Busking angel mime at Cologne's Dom
This past month, Bob and I spent almost three weeks in northern Europe. Although there was no snow (global warming is a reality), it was cold: not a mere uncomfortable cold, but a bone-chilling and numbing damp cold. For almost three weeks, the weather varied between types of rain and extreme winds. The buskers outside of Cologne's cathedral huddled against the howling winds. Umbrellas turned inside out. Mud puddles and rain made cobblestones slippery. In Brussels, the morning sky didn't lighten until about 8:15; the sky was dark again by 4 in the afternoon. Compared to Los Angeles county, we really were in upper latitudes. And life went on. I realized that this weather, which I thought was so miserable, was part of daily winter life in this part of the world. Locals rode bicycles in the rain and fashionable women wearing impossible high-heeled boots deftly sidestepped puddles.

The cold and dark winter climate caused me to appreciate just how important light can be. Every city, every little town, even tiny villages had beautiful evening light displays. Brussels' cathedral square featured a stunning sound and light show, beginning at 4 every evening. Colored lights in the shape of snowflakes drifted over the cathedral's facade, illuminating the statutes of saints. Families came to enjoy the show. Teenagers met up with friends. There was a respite from the cold and wind, as we all came together to enjoy warmth and light. The experience was that of a party, a mutual acknowledgement that this time of year was cause for celebration. We visited about twenty local Weinachtsmarkt, or Christmas markets, each one magical with lights, woolen goods, hot food stalls, sparkling ornaments, and, what else? candles of all sizes, glowing with flame against the dark night.

The Christmas Market draws crowds every evening
Savoring warmth and sunlight is part of enjoying life. As living beings, we delight in basking in the warmth of sunlight. During our practice the surya nasmaskar, or sun salutations, are an homage to the sun's warmth and healing power. When in savasana, or final relaxation, we are often cued to think of lying under the sunshine on top of a sandy beach.

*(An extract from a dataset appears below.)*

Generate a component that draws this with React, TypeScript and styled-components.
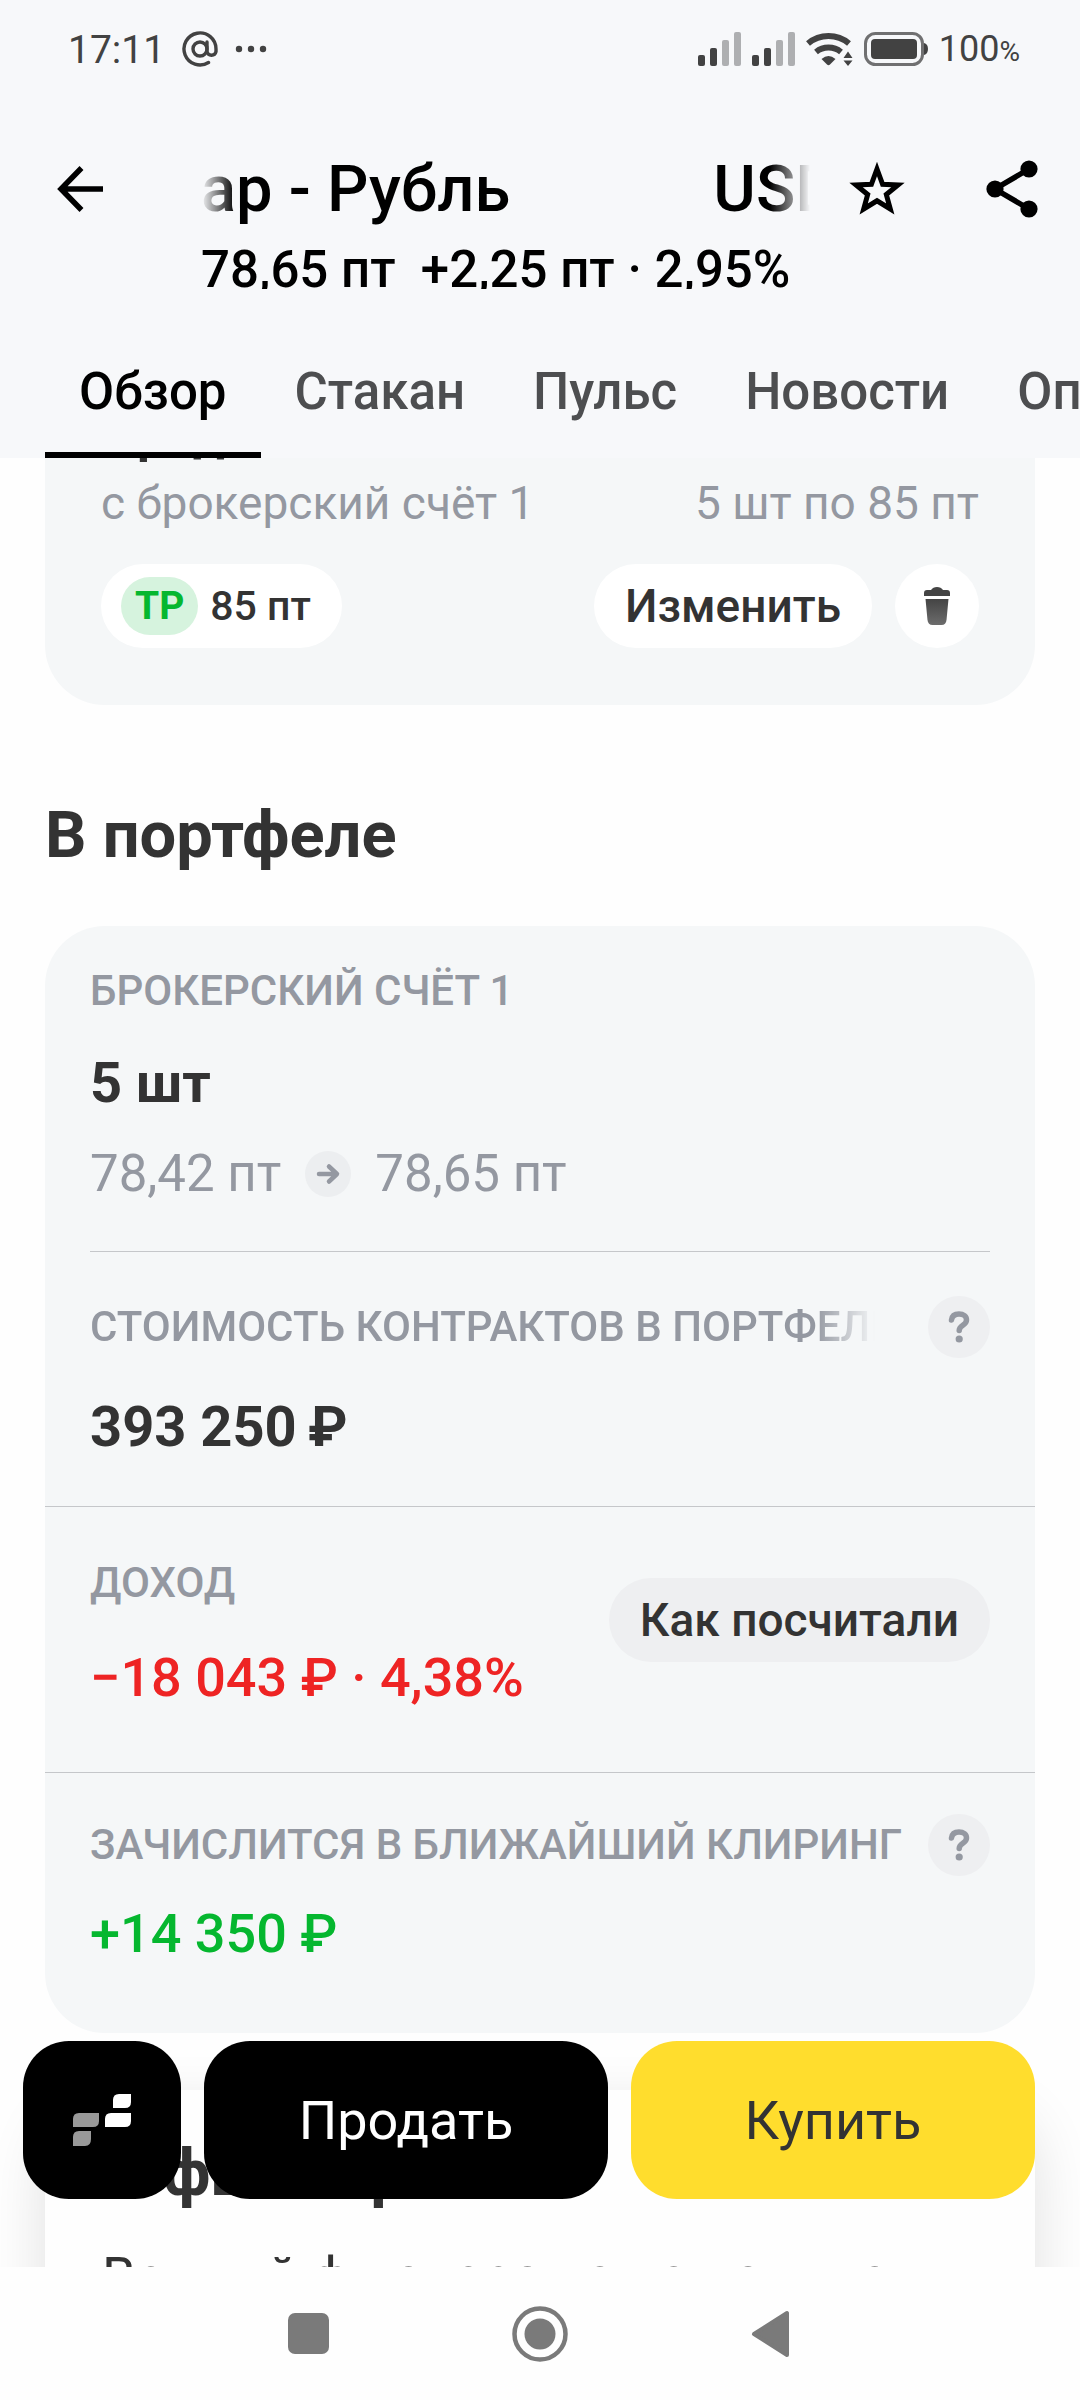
import React from 'react';
import styled, { createGlobalStyle, css } from 'styled-components';

const GlobalStyle = createGlobalStyle`
  * {
    box-sizing: border-box;
  }

  body {
    margin: 0;
    background: #fefefe;
    color: #333;
    font-family: Roboto, 'Noto Sans', sans-serif;
  }

  button {
    font-family: inherit;
    border: none;
    padding: 0;
    background: none;
    color: inherit;
    cursor: pointer;
  }

  h1, h2, h3, p {
    margin: 0;
  }

  svg {
    display: block;
    flex: none;
  }
`;

const Screen = styled.div`
  height: 100vh;
  display: flex;
  flex-direction: column;
  overflow: hidden;
`;

const Header = styled.header`
  flex: none;
  background: #f7f8fa;
`;

const StatusBar = styled.div`
  height: 98px;
  padding: 0 60px 0 68px;
  display: flex;
  align-items: center;
  justify-content: space-between;
  color: #424242;
`;

const StatusGroup = styled.div<{ $gap: number }>`
  display: flex;
  align-items: center;
  gap: ${({ $gap }) => $gap}px;
`;

const Clock = styled.span`
  font-size: 39px;
  line-height: 48px;
  padding-top: 2px;
`;

const BatteryLevel = styled.span`
  font-size: 36px;
  line-height: 44px;
  padding-top: 2px;

  small {
    font-size: 28px;
  }
`;

const AppBar = styled.div`
  display: flex;
  align-items: flex-start;
  padding: 52px 42px 0 57px;
`;

const IconButton = styled.button`
  height: 78px;
  display: flex;
  align-items: center;
`;

const Instrument = styled.div`
  flex: 1;
  min-width: 0;
  margin: 0 39px 0 97px;
`;

/* running title, faded on both sides */
const Ticker = styled.h1`
  display: flex;
  gap: 203px;
  overflow: hidden;
  white-space: nowrap;
  color: #000;
  font-size: 65px;
  font-weight: 500;
  line-height: 78px;
  mask-image: linear-gradient(to right, transparent, #000 34px, #000 calc(100% - 40px), transparent);
`;

const Quote = styled.p`
  height: 61px;
  overflow: hidden;
  color: #000;
  font-size: 51px;
  font-weight: 500;
  line-height: 84px;
  white-space: pre;
`;

const Actions = styled.div`
  display: flex;
  gap: 81px;
`;

const Tabs = styled.nav`
  display: flex;
  padding: 71px 0 0 45px;
  overflow: hidden;
`;

const Tab = styled.button<{ $active?: boolean }>`
  flex: none;
  padding: 0 34px 28px;
  border-bottom: 6px solid ${({ $active }) => ($active ? '#000' : 'transparent')};
  color: ${({ $active }) => ($active ? '#000' : '#4d4e50')};
  font-size: 51px;
  font-weight: 500;
  line-height: 64px;
`;

const Content = styled.main`
  position: relative;
  flex: 1;
  min-height: 0;
  overflow: hidden;
`;

/* the list is scrolled a little under the header */
const Scrolled = styled.div`
  margin-top: -113px;
  padding: 0 45px;
`;

const Card = styled.section`
  background: #f5f7f8;
  border-radius: 60px;
`;

const OrderCard = styled(Card)`
  padding: 57px 56px;
`;

const OrderTitle = styled.h3`
  font-size: 51px;
  font-weight: 700;
  line-height: 64px;
  margin-bottom: 9px;
`;

const Row = styled.div`
  display: flex;
  align-items: center;
  justify-content: space-between;
`;

const OrderInfo = styled(Row)`
  margin-bottom: 33px;
  color: #9498a1;
  font-size: 46px;
  line-height: 56px;
`;

const TargetPill = styled.div`
  display: flex;
  align-items: center;
  gap: 12px;
  height: 84px;
  padding: 0 31px 0 20px;
  border-radius: 42px;
  background: #fff;
  font-size: 41px;
  font-weight: 500;
`;

const TargetBadge = styled.span`
  padding: 0 14px;
  border-radius: 29px;
  background: #d6f3de;
  color: #05b72f;
  font-size: 39px;
  font-weight: 700;
  line-height: 58px;
`;

const OrderActions = styled.div`
  display: flex;
  gap: 23px;
`;

const PillButton = styled.button<{ $muted?: boolean }>`
  flex: none;
  height: 84px;
  padding: 0 31px;
  border-radius: 42px;
  background: ${({ $muted }) => ($muted ? '#eeeff1' : '#fff')};
  color: #333;
  font-size: 46px;
  font-weight: 500;
`;

const RoundButton = styled.button`
  width: 84px;
  height: 84px;
  border-radius: 50%;
  background: #fff;
  display: flex;
  align-items: center;
  justify-content: center;
`;

const SectionTitle = styled.h2`
  margin: 91px 0 52px;
  font-size: 65px;
  font-weight: 700;
  line-height: 78px;
`;

const Block = styled.div<{ $top: number; $bottom: number }>`
  padding: ${({ $top }) => $top}px 45px ${({ $bottom }) => $bottom}px;
`;

const Divider = styled.hr<{ $inset?: boolean }>`
  height: 1px;
  border: none;
  margin: 0 ${({ $inset }) => ($inset ? 45 : 0)}px;
  background: #c5c7ca;
`;

const Label = styled.div<{ $fade?: boolean }>`
  color: #9498a1;
  font-size: 42px;
  font-weight: 500;
  line-height: 50px;
  white-space: nowrap;
  overflow: hidden;

  ${({ $fade }) =>
    $fade &&
    css`
      margin-right: 28px;
      mask-image: linear-gradient(to right, #000 calc(100% - 60px), transparent);
    `}
`;

const tones = {
  normal: '#333',
  loss: '#ee2424',
  profit: '#05b72f',
};

const Value = styled.div<{ $gap: number; $tone?: keyof typeof tones }>`
  margin-top: ${({ $gap }) => $gap}px;
  color: ${({ $tone = 'normal' }) => tones[$tone]};
  font-size: ${({ $tone = 'normal' }) => ($tone === 'normal' ? 56 : 54)}px;
  font-weight: ${({ $tone = 'normal' }) => ($tone === 'normal' ? 700 : 500)};
  line-height: 66px;
  white-space: nowrap;
`;

const PriceMove = styled.div`
  display: flex;
  align-items: center;
  gap: 24px;
  margin-top: 27px;
  color: #9498a1;
  font-size: 51px;
  line-height: 62px;
`;

const HintRow = styled(Row)`
  gap: 25px;
`;

const HintButton = styled.button`
  flex: none;
  width: 62px;
  height: 62px;
  border-radius: 50%;
  background: #eeeff1;
  display: flex;
  align-items: center;
  justify-content: center;
`;

const IncomeRow = styled(Row)`
  align-items: flex-start;

  ${PillButton} {
    margin-top: 20px;
  }
`;

const AboutCard = styled.section`
  margin-top: 57px;
  padding: 44px 57px 57px;
  border-radius: 60px;
  background: #fefefe;
  box-shadow: 0 20px 60px rgba(0, 0, 0, 0.12);

  h2 {
    font-size: 65px;
    line-height: 78px;
  }

  p {
    margin-top: 32px;
    font-size: 54px;
    line-height: 66px;
  }
`;

const TradeBar = styled.div`
  position: absolute;
  left: 23px;
  right: 45px;
  bottom: 68px;
  display: flex;
  gap: 23px;
`;

const TradeButton = styled.button<{ $buy?: boolean }>`
  flex: 1;
  height: 158px;
  border-radius: 46px;
  background: ${({ $buy }) => ($buy ? '#ffdd2d' : '#000')};
  color: ${({ $buy }) => ($buy ? '#333' : '#fff')};
  font-size: 54px;
`;

const TerminalButton = styled(TradeButton)`
  flex: none;
  width: 158px;
  display: flex;
  align-items: center;
  justify-content: center;
`;

const SystemNav = styled.footer`
  flex: none;
  height: 133px;
  display: flex;
  align-items: center;
  justify-content: center;
  gap: 183px;
  padding-right: 2px;
  background: #fefefe;
`;

const AtIcon = () => (
  <svg width="36" height="36" viewBox="0 0 36 36" fill="none" stroke="#424242" strokeWidth="3.4" strokeLinecap="round">
    <circle cx="18" cy="18" r="7" />
    <path d="M25 11v9.500a4.600 4.600 0 0 0 9 .2V18a16 16 0 1 0-7.500 13.500" />
  </svg>
);

const DotsIcon = () => (
  <svg width="32" height="8" viewBox="0 0 32 8" fill="#424242">
    <circle cx="4" cy="4" r="3.200" />
    <circle cx="16" cy="4" r="3.200" />
    <circle cx="28" cy="4" r="3.200" />
  </svg>
);

const SignalIcon = () => (
  <svg width="43" height="34" viewBox="0 0 43 34" fill="#424242">
    <rect x="0" y="23" width="7" height="11" rx="2" />
    <rect x="12" y="16" width="7" height="18" rx="2" />
    <rect x="24" y="8" width="7" height="26" rx="2" fill="#aeafb1" />
    <rect x="36" y="0" width="7" height="34" rx="2" fill="#aeafb1" />
  </svg>
);

const WifiIcon = () => (
  <svg width="47" height="34" viewBox="0 0 47 34">
    <g fill="none" stroke="#424242" strokeWidth="6">
      <path d="M2 11.500a32 32 0 0 1 41 0" />
      <path d="M10 20a20 20 0 0 1 25 0" />
    </g>
    <path d="M15.500 27q7-6 14 0l-5.500 5.500q-1.500 1.300-3 0z" fill="#424242" />
    <path d="M37.500 26l4.500-6.500 4.500 6.500zM37.500 28.500h9L42 34z" fill="#424242" />
  </svg>
);

const BatteryIcon = () => (
  <svg width="64" height="34" viewBox="0 0 64 34">
    <rect x="1.500" y="1.500" width="57" height="31" rx="10" fill="none" stroke="#707071" strokeWidth="3" />
    <rect x="7" y="7" width="46" height="20" rx="4" fill="#424242" />
    <path d="M60 11q4 1 4 6t-4 6z" fill="#424242" />
  </svg>
);

const BackIcon = () => (
  <svg width="47" height="46" viewBox="0 0 47 46" fill="none" stroke="#000" strokeWidth="5.500">
    <path d="M24.500 2L4 23l20.500 21M4 23h42" />
  </svg>
);

const StarIcon = () => (
  <svg width="56" height="54" viewBox="0 0 56 54">
    <path
      d="M28 7l5.600 15.300 15.400.6L37.300 32.500 41.300 47 28 38.800 14.700 47l4-14.500L7 22.900l15.400-.6z"
      fill="none"
      stroke="#000"
      strokeWidth="5"
    />
  </svg>
);

const ShareIcon = () => (
  <svg width="52" height="58" viewBox="0 0 52 58">
    <path d="M43 9L9 29l34 20" fill="none" stroke="#000" strokeWidth="5.500" />
    <circle cx="43" cy="9" r="8.600" />
    <circle cx="9" cy="29" r="8.600" />
    <circle cx="43" cy="49" r="8.600" />
  </svg>
);

const TrashIcon = () => (
  <svg width="28" height="38" viewBox="0 0 28 38">
    <defs>
      <linearGradient id="bin" x1="0" y1="0" x2="0" y2="1">
        <stop offset="0" stopColor="#444" />
        <stop offset="1" stopColor="#6c6c6c" />
      </linearGradient>
    </defs>
    <path d="M1 9V6q0-3 3-3h4q2-3 6-3t6 3h4q3 0 3 3v3z" fill="#444" />
    <path d="M2.500 12h23L23.500 33q-.5 5-5 5h-9q-4.500 0-5-5z" fill="url(#bin)" />
  </svg>
);

const MoveIcon = () => (
  <svg width="46" height="46" viewBox="0 0 46 46">
    <circle cx="23" cy="23" r="23" fill="#eceef0" />
    <path
      d="M14 23h17M24 15.500l8 7.500-8 7.500"
      fill="none"
      stroke="#9498a1"
      strokeWidth="4.500"
      strokeLinecap="round"
      strokeLinejoin="round"
    />
  </svg>
);

const HintIcon = () => (
  <svg width="22" height="32" viewBox="0 0 22 32">
    <path
      d="M3.500 9c.5-4 3.500-6 7.500-6 4.500 0 7.500 2.400 7.500 6 0 5.500-7.300 5-7.300 10.500"
      fill="none"
      stroke="#9498a1"
      strokeWidth="5.500"
      strokeLinecap="round"
    />
    <circle cx="11.200" cy="28" r="3.600" fill="#9498a1" />
  </svg>
);

const TerminalIcon = () => (
  <svg width="58" height="52" viewBox="0 0 58 52" fill="#fff">
    <path d="M46 0h12v8q0 6-6 6H40V6q0-6 6-6z" />
    <path d="M38 19h20v8q0 6-6 6H32v-8q0-6 6-6z" />
    <path d="M6 19h20v8q0 6-6 6H0v-8q0-6 6-6z" fill="#999" />
    <path d="M6 37h12v8q0 7-6 7H0v-9q0-6 6-6z" fill="#999" />
  </svg>
);

const App: React.FC = () => {
  return (
    <Screen>
      <GlobalStyle />
      <Header>
        <StatusBar>
          <StatusGroup $gap={17}>
            <Clock>17:11</Clock>
            <AtIcon />
            <DotsIcon />
          </StatusGroup>
          <StatusGroup $gap={11}>
            <SignalIcon />
            <SignalIcon />
            <WifiIcon />
            <BatteryIcon />
            <BatteryLevel>
              100<small>%</small>
            </BatteryLevel>
          </StatusGroup>
        </StatusBar>
        <AppBar>
          <IconButton aria-label="Назад">
            <BackIcon />
          </IconButton>
          <Instrument>
            <Ticker>
              <span>ар - Рубль</span>
              <span>USD</span>
            </Ticker>
            <Quote>{'78,65 пт  +2,25 пт · 2,95%'}</Quote>
          </Instrument>
          <Actions>
            <IconButton aria-label="В избранное">
              <StarIcon />
            </IconButton>
            <IconButton aria-label="Поделиться">
              <ShareIcon />
            </IconButton>
          </Actions>
        </AppBar>
        <Tabs>
          <Tab $active>Обзор</Tab>
          <Tab>Стакан</Tab>
          <Tab>Пульс</Tab>
          <Tab>Новости</Tab>
          <Tab>Операции</Tab>
        </Tabs>
      </Header>

      <Content>
        <Scrolled>
          <OrderCard>
            <OrderTitle>Продажа</OrderTitle>
            <OrderInfo>
              <span>с брокерский счёт 1</span>
              <span>5 шт по 85 пт</span>
            </OrderInfo>
            <Row>
              <TargetPill>
                <TargetBadge>TP</TargetBadge>
                85 пт
              </TargetPill>
              <OrderActions>
                <PillButton>Изменить</PillButton>
                <RoundButton aria-label="Удалить">
                  <TrashIcon />
                </RoundButton>
              </OrderActions>
            </Row>
          </OrderCard>

          <SectionTitle>В портфеле</SectionTitle>
          <Card>
            <Block $top={40} $bottom={46}>
              <Label>БРОКЕРСКИЙ СЧЁТ 1</Label>
              <Value $gap={34}>5 шт</Value>
              <PriceMove>
                <span>78,42 пт</span>
                <MoveIcon />
                <span>78,65 пт</span>
              </PriceMove>
            </Block>
            <Divider $inset />
            <Block $top={44} $bottom={46}>
              <HintRow>
                <Label $fade>СТОИМОСТЬ КОНТРАКТОВ В ПОРТФЕЛЕ</Label>
                <HintButton aria-label="Подсказка">
                  <HintIcon />
                </HintButton>
              </HintRow>
              <Value $gap={36}>{'393 250\u2009₽'}</Value>
            </Block>
            <Divider />
            <Block $top={51} $bottom={61}>
              <IncomeRow>
                <div>
                  <Label>ДОХОД</Label>
                  <Value $gap={37} $tone="loss">
                    −18 043 ₽ · 4,38%
                  </Value>
                </div>
                <PillButton $muted>Как посчитали</PillButton>
              </IncomeRow>
            </Block>
            <Divider />
            <Block $top={41} $bottom={66}>
              <HintRow>
                <Label>ЗАЧИСЛИТСЯ В БЛИЖАЙШИЙ КЛИРИНГ</Label>
                <HintButton aria-label="Подсказка">
                  <HintIcon />
                </HintButton>
              </HintRow>
              <Value $gap={25} $tone="profit">
                +14 350 ₽
              </Value>
            </Block>
          </Card>

          <AboutCard>
            <h2>О фьючерсе</h2>
            <p>Вечный фьючерс на валютную пару</p>
          </AboutCard>
        </Scrolled>

        <TradeBar>
          <TerminalButton aria-label="Терминал">
            <TerminalIcon />
          </TerminalButton>
          <TradeButton>Продать</TradeButton>
          <TradeButton $buy>Купить</TradeButton>
        </TradeBar>
      </Content>

      <SystemNav>
        <IconButton aria-label="Недавние">
          <svg width="41" height="41" viewBox="0 0 41 41">
            <rect width="41" height="41" rx="7" fill="#7a7a7a" />
          </svg>
        </IconButton>
        <IconButton aria-label="Домой">
          <svg width="56" height="56" viewBox="0 0 56 56">
            <circle cx="28" cy="28" r="25.500" fill="none" stroke="#7a7a7a" strokeWidth="4.500" />
            <circle cx="28" cy="28" r="15.500" fill="#7a7a7a" />
          </svg>
        </IconButton>
        <IconButton aria-label="Назад">
          <svg width="40" height="48" viewBox="0 0 40 48">
            <path
              d="M36 3v42L3 24z"
              fill="#7a7a7a"
              stroke="#7a7a7a"
              strokeWidth="4"
              strokeLinejoin="round"
            />
          </svg>
        </IconButton>
      </SystemNav>
    </Screen>
  );
};

export default App;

In a temperate climate, we can lose sight of the importance of sunshine, but it is essential to life itself.

At a service in Strasbourg's cathedral, young Boy and Girl Guides assembled with candle lanterns that were unlit. They and their families gathered at the main altar and had a short service that was, particularly meaningful whatever your faith tradition. A flame had been brought from Bethlehem, traveling to northeastern France. Each child's lantern was lit with that flame. At the conclusion of the service, the children were told to take their own flame into the dark and cold world, to bring light and warm to others. At nine in the morning, as the families left the cold, dark, stone cathedral on a damp and windy Sunday morning, the bright lanterns shone brilliantly.

Brussell's Cathedral's sound and light show is dramatic
In the Christian tradition, the Christ's incarnation is celebrated on December 25th. There is little historical reason for the date of Christmas, but there is a very human reason for the date: it makes sense to celebrate the coming of the Son at the time we celebrate the winter solstice. Many other faith traditions make light and warmth part of this time of year as well. The menorah of Hanukkah adds a flame every day for a full week and a day until the entire candelabrum is ablaze. Diwali, celebrates the Hindu new year, albeit a few weeks earlier (any later, it's monsoon season, and difficult to keep the fire lit). During Diwali, a  row of lamps are lit in every house, to signal the triumph of good over evil. As we do in the United States, Diwali is a time for celebration, new clothes, and special treats. For Persians, the winter solstice is the occasion for Yalda, "the turning point," that celebrates the victory of light and goodness over darkness and evil. In the Chinese tradition, Dongzhi, or "extreme of winter," is celebrated with a festival on the 22nd of December. The longer daylight hours marked by that date introduce  positive solar energy. Families reunite and eat traditional foods such as glutinous rice balls or dumplings; ancestors are remembered. For many Chinese, Dongzhi rather than the lunar new year, is the beginning of the year.

Diwali light displays are spectacular
For cultures in the northern hemisphere, there is clear evidence that the winter solstice's significance is more than astronomical. The influence of light, the presence of warmth, the gathering of friends and family, the celebration of life--all of these accumulate meaning. In our yoga practice, we honor and acknowledge the light and warmth that is part of our life together. Like those lantern-carrying children in Strasbourg, let us share our life, our light, and our warmth through this season and in the year to come.